What Works: The Adventures of Robin Hood is the definitive Robin Hood film. Made in 1938, the film features the styling of films of that period but it holds up surprisingly well. Like Bela Lugosi in Dracula, Errol Flynn’s performance as Robin Hood is the characterization against which all subsequent incarnations have and will be set against. Flynn is charismatic and likeable in the roll and the film lets him show off his legendary swordsman skills, but The Adventures of Robin Hood also gives him some dramatic moments with the people of Sherwood Forest as he explains why he fights against the powers that be. The supporting cast is good as well, including Olivia de Havilland as Maid Marian. Her role is surprisingly progressive for the period in which the film was made and she has an assertive and dignified demeanor that even women in many contemporary sword and shield films lack. There is also a funny but heartwarming relationship between Much (Herbert Mundin), an older member of Robin Hood’s party, and Bess (Una O’Connor), Marian’s handmaiden. The relationship is comic and sensitive, and has innuendo that is funnier and far smarter than the jokes often passed off in today’s family films. This particular version of Robin Hood also captures the political and revolutionary aspects of the character much better than others. Flynn’s Robin Hood has more in common with Che Guevara than he does with King Arthur. The film plays today as a picture with some texture as it has something to say about the way in which people in power relate to the public at large and how and why revolutions get started.

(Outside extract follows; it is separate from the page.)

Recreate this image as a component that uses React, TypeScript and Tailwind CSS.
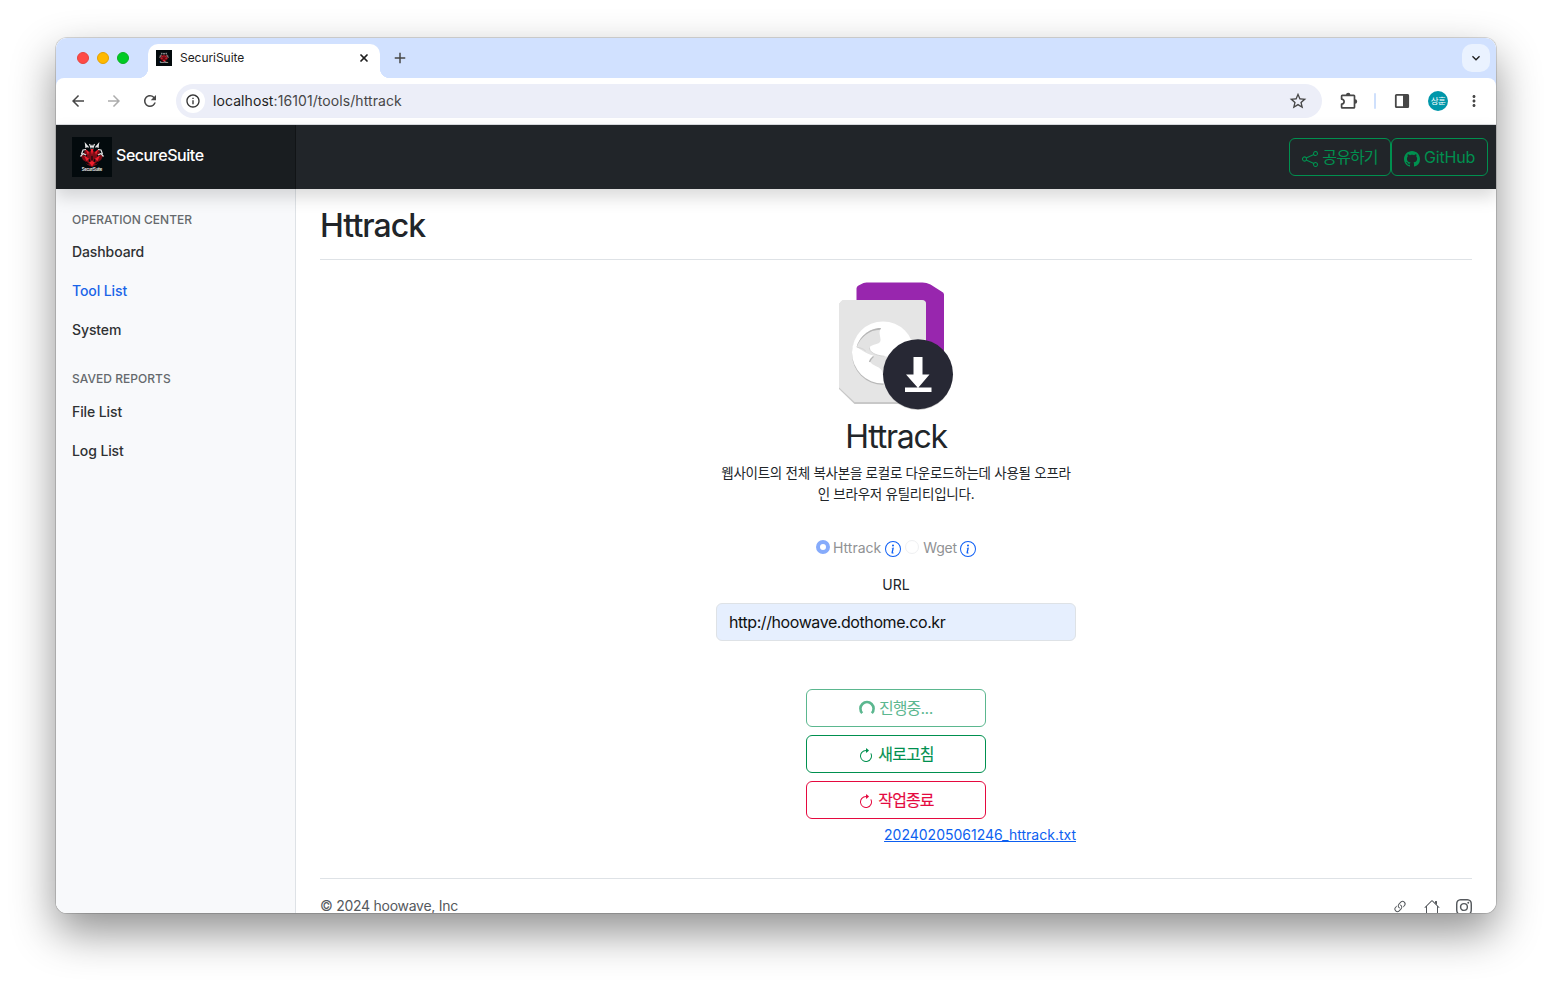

What Doesn’t: The Adventures of Robin Hood is a product of its time and some contemporary viewers might struggle with some of the storytelling styles of the period. The film is carefully structured with action happening at particular points, and there is no wire work or CGI, so some viewers with limited attention spans may find this harder to sit through than they would Robin Hood: Prince of Thieves.

DVD extras: New transfer, featurettes, documentaries, trailer gallery, outtakes, short films, picture galleries, audio features, cartoons.

Bottom Line: The Adventures of Robin Hood is a very good film that has held up in the decades since its original release. This is by far the most influential version of the story, as evidenced by Disney’s animated 1973 film and Mel Brooks’ spoof Robin Hood: Men in Tights. With the renewed interest in this genre through films like Pirates of the Caribbean and Kingdom of Heaven, this would be a good opportunity to review some of these older films and see how they relate to contemporary pictures.